** START **

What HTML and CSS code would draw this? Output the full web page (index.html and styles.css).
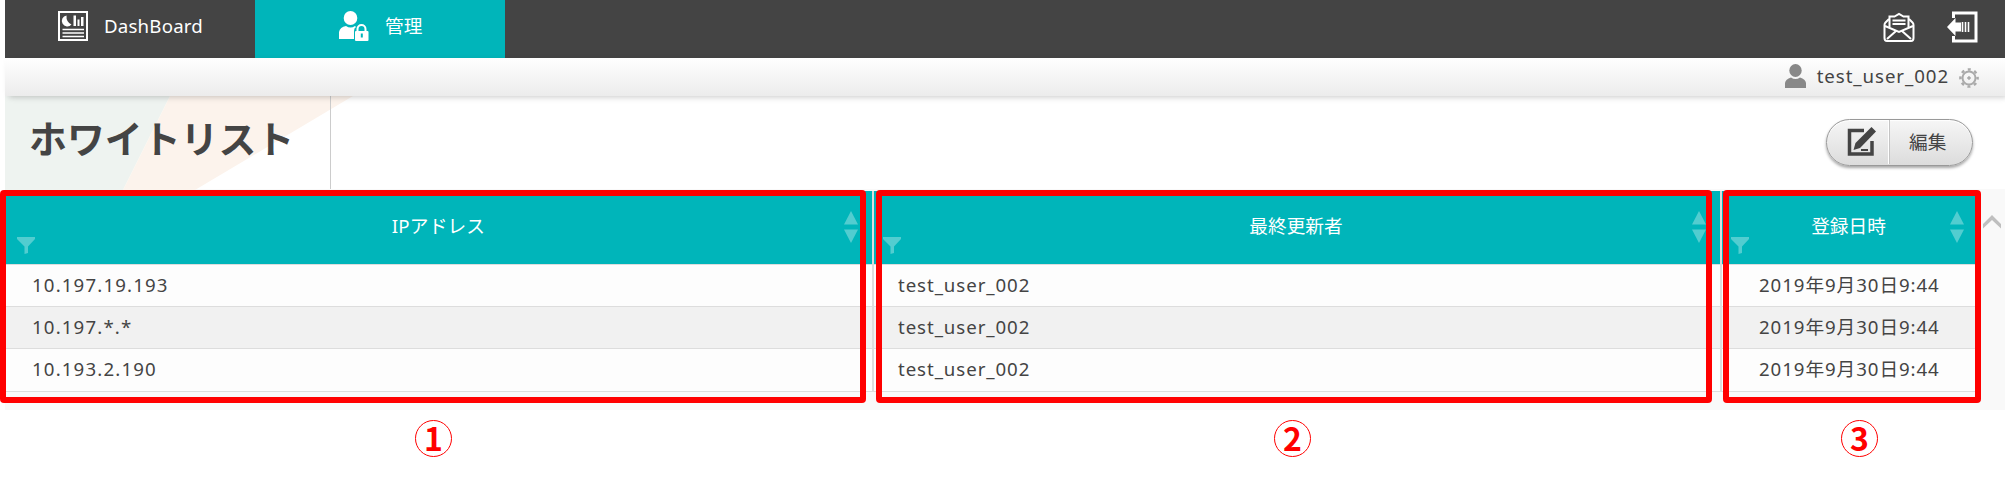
FILE: index.html
```
<!DOCTYPE html>
<html lang="ja">
<head>
<meta charset="utf-8">
<title>ホワイトリスト</title>
<link rel="stylesheet" href="styles.css">
</head>
<body>
<svg class="defs" width="0" height="0">
  <symbol id="funnel" viewBox="0 0 18 18"><path d="M0 0H18V2L11 9.500V16L7.500 17V9.500L0 2Z"/></symbol>
  <symbol id="sort" viewBox="0 0 14 32"><path d="M7 0L14 13.500H0ZM0 18.500H14L7 32Z"/></symbol>
</svg>
<div class="app">
  <header class="topbar">
    <nav class="nav">
      <a class="tab">
        <svg class="tab-icon" viewBox="0 0 30 30"><rect x="1" y="1" width="28" height="28" fill="none" stroke="#fff" stroke-width="2"/><path d="M8.500 4.500A5.500 5.500 0 1 0 13.500 13.500Q8 11 8.500 4.500ZM15.500 4.500h2.500v10.500h-2.500zM19.500 8.500h2v6.500h-2zM23 6h2.500v9h-2.500z" fill="#fff"/><path d="M4.500 18.500H26M4.500 22H26M4.500 25.500H26" stroke="#fff" stroke-width="1.600"/></svg>
        <span class="dash">DashBoard</span>
      </a>
      <a class="tab active">
        <svg class="tab-icon" viewBox="0 0 30 30" fill="#fff"><ellipse cx="11.500" cy="7" rx="6.800" ry="7"/><path d="M0 28V21Q1 16 7 15Q11.500 18 16 15L17 16Q15 17 15 20V28Z"/><path d="M18.500 21V18a4 4 0 0 1 8 0V21" fill="none" stroke="#fff" stroke-width="2"/><rect x="16" y="20" width="13.500" height="10" rx="1"/><rect x="21.800" y="22.500" width="2" height="4" fill="#00b5ba"/></svg>
        <span>管理</span>
      </a>
    </nav>
    <div class="actions">
      <svg width="32" height="31" viewBox="0 0 32 31" fill="none" stroke="#fff" stroke-width="2"><path d="M6 8L2.500 11.500Q1.500 12.500 1.500 14V27Q1.500 30 4 30H28Q30.500 30 30.500 27V14Q30.500 12.500 29.500 11.500L26 8"/><path d="M6.500 16V5.500H11.500L16 3L20.500 5.500H25.500V16"/><path d="M9.500 9.500H22.500M9.500 13H22.500" stroke-width="1.800"/><path d="M2 15L16 21L30 15M4 28L13 20M28 28L19 20"/></svg>
      <svg width="31" height="32" viewBox="0 0 31 32" fill="none" stroke="#fff"><path d="M6.500 7V2H29V30H6.500V25" stroke-width="3"/><path d="M0 16L8.500 7V11.500H14V20.500H8.500V25Z" fill="#fff" stroke="none"/><path d="M15.500 11V21M18.500 11V21M21.500 11V21" stroke-width="1.600"/></svg>
    </div>
  </header>
  <div class="userbar">
    <svg width="21" height="24" viewBox="0 0 21 24" fill="#888"><ellipse cx="10.500" cy="6.500" rx="6.200" ry="6.500"/><path d="M0 24V19Q.5 15 6 13.500Q10.500 16.500 15 13.500Q20.500 15 21 19V24Z"/></svg>
    <span class="user">test_user_002</span>
    <svg class="gear" width="20" height="20" viewBox="0 0 20 20" fill="none" stroke="#aaa"><circle cx="10" cy="10" r="6.500" stroke-width="2"/><circle cx="10" cy="10" r="8.600" stroke-width="2.500" stroke-dasharray="3 3.754" stroke-dashoffset="1.500"/><circle cx="10" cy="10" r="1.300" fill="#aaa"/></svg>
  </div>
  <section class="titlebar">
    <svg class="title-art" width="360" height="94" viewBox="0 0 360 94"><path d="M0 0H165L118 94H0Z" fill="#eef3f0"/><path d="M165 0H348L190 94H118Z" fill="#fcf3ec"/></svg>
    <h1>ホワイトリスト</h1>
    <button class="edit">
      <span class="edit-icon"><svg width="30" height="30" viewBox="0 0 30 30"><path d="M17 3.500H2.500V27H25V14" fill="none" stroke="#444" stroke-width="3.500"/><path d="M24.500 0L29 4.500L13 21L6.500 23L8.500 16Z" fill="#444"/><path d="M14 23H21" stroke="#444" stroke-width="2"/></svg></span>
      <span class="edit-label">編集</span>
    </button>
  </section>
  <div class="grid-area">
    <div class="grid">
      <div class="row head">
        <div class="cell">IPアドレス<svg class="funnel"><use href="#funnel"/></svg><svg class="sort"><use href="#sort"/></svg></div>
        <div class="cell">最終更新者<svg class="funnel"><use href="#funnel"/></svg><svg class="sort"><use href="#sort"/></svg></div>
        <div class="cell">登録日時<svg class="funnel"><use href="#funnel"/></svg><svg class="sort"><use href="#sort"/></svg></div>
      </div>
      <div class="row"><div class="cell ip">10.197.19.193</div><div class="cell">test_user_002</div><div class="cell date">2019年9月30日9:44</div></div>
      <div class="row alt"><div class="cell ip">10.197.*.*</div><div class="cell">test_user_002</div><div class="cell date">2019年9月30日9:44</div></div>
      <div class="row"><div class="cell ip">10.193.2.190</div><div class="cell">test_user_002</div><div class="cell date">2019年9月30日9:44</div></div>
    </div>
    <svg class="scroll-up" width="18" height="16" viewBox="0 0 18 16"><path d="M0 14.500V10L9 1L18 10V14.500L9 6Z" fill="#bfbfbf"/></svg>
  </div>
</div>
<div class="callout one"><span class="number">1</span></div>
<div class="callout two"><span class="number">2</span></div>
<div class="callout three"><span class="number">3</span></div>
</body>
</html>
```
FILE: styles.css
```
* { box-sizing: border-box; }
body { margin: 0; height: 486px; overflow: hidden; position: relative; background: #fff; color: #444; font: 18.67px/24px "Noto Sans", "Noto Sans CJK JP", sans-serif; }
.defs { position: absolute; }
.app { margin-left: 5px; }
.dash { letter-spacing: .2px; }
.topbar { height: 58px; background: #444; display: flex; justify-content: space-between; }
.nav { display: flex; }
.tab { width: 250px; height: 58px; padding: 11px 0 0 53px; display: flex; gap: 16px; color: #fff; line-height: 30px; }
.tab.active { background: #00b5ba; padding-left: 84px; }
.tab-icon { width: 30px; height: 30px; flex: none; }
.actions { display: flex; gap: 32px; padding: 11px 27px 0 0; }
.userbar { height: 38px; display: flex; align-items: flex-start; padding: 6px 26px 0 0; justify-content: flex-end; background: linear-gradient(#fff, #ececec); box-shadow: 3px 2px 6px -1px rgba(0,0,0,.22); position: relative; z-index: 1; }
.user { margin: 0 10px 0 11px; letter-spacing: .93px; }
.gear { margin-top: 4px; }
.titlebar { height: 93px; display: flex; justify-content: space-between; position: relative; }
.title-art { position: absolute; left: 0; top: 0; }
h1 { position: relative; margin: 0; width: 326px; padding: 19px 0 0 24px; border-right: 1.5px solid #ccc; font: bold 37.9px/44px "Noto Sans CJK JP", sans-serif; white-space: nowrap; }
.edit { margin: 23px 32px 0 0; width: 147px; height: 47px; padding: 0; display: flex; border: 1.5px solid #999; border-radius: 24px; background: linear-gradient(#f6f6f6, #dcdcdc); box-shadow: 0 2px 3px rgba(0,0,0,.35), inset 0 1px 1px #fff; color: #444; font: 18.67px/41px "Noto Sans CJK JP", sans-serif; }
.edit-icon { width: 62px; height: 44px; padding: 7px 12px 0 20px; border-right: 1px solid #fff; box-shadow: 1px 0 #c4c4c4; line-height: 0; text-align: left; }
.edit-icon svg { display: block; margin-left: 0; flex: none; }
.edit-label { padding-left: 20px; }
.grid-area { height: 221px; background: #f9f9f9; display: flex; }
.grid { width: 1972px; padding-top: 2px; }
.row { display: grid; grid-template-columns: 869px 848px 255px; height: 42px; background: #fdfdfd; border-bottom: 1.5px solid #ddd; }
.row:nth-child(n+3) { height: 42.3px; }
.row.alt { background: #f1f1f1; }
.cell { padding: 8px 0 0 27px; border-right: 2px solid #ddd; letter-spacing: .93px; }
.cell.ip { letter-spacing: 1.15px; }
.cell:nth-child(2) { padding-left: 24px; }
.cell.date { padding-left: 37px; }
.cell:last-child { border-right: 0; }
.row.head { height: 74px; background: #00b5ba; color: #fff; }
.head .cell, .head .cell:nth-child(2) { position: relative; padding: 23px 2px 0 0; text-align: center; letter-spacing: 0; }
.head .cell:first-child { padding-right: 0; letter-spacing: .2px; }
.funnel { position: absolute; left: 12px; top: 46px; width: 18px; height: 18px; fill: #52cdd0; }
.cell + .cell .funnel { left: 9px; }
.sort { position: absolute; right: 14px; top: 20px; width: 14px; height: 32px; fill: #52cdd0; }
.cell:last-child .sort { right: 13px; }
.scroll-up { margin: 25px 0 0 6px; }
.callout { position: absolute; top: 190px; height: 213px; border: 6px solid #f00; border-radius: 4px; }
.one { left: 0; width: 866px; }
.two { left: 876px; width: 836px; }
.three { left: 1723px; width: 258px; }
.number { position: absolute; left: 50%; top: 224px; width: 37px; height: 37px; margin-left: -18px; border: 1.5px solid #f00; border-radius: 50%; text-align: center; color: #f00; font: bold 32px/33px "Noto Sans CJK JP", sans-serif; }
.two .number { margin-left: -20px; }
.three .number { margin-left: -11px; }
```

** END **

▶ [Goal of the exercise]: The answer is one number: how many lines of the material above contain "index".

▶ [Correct answer]: 3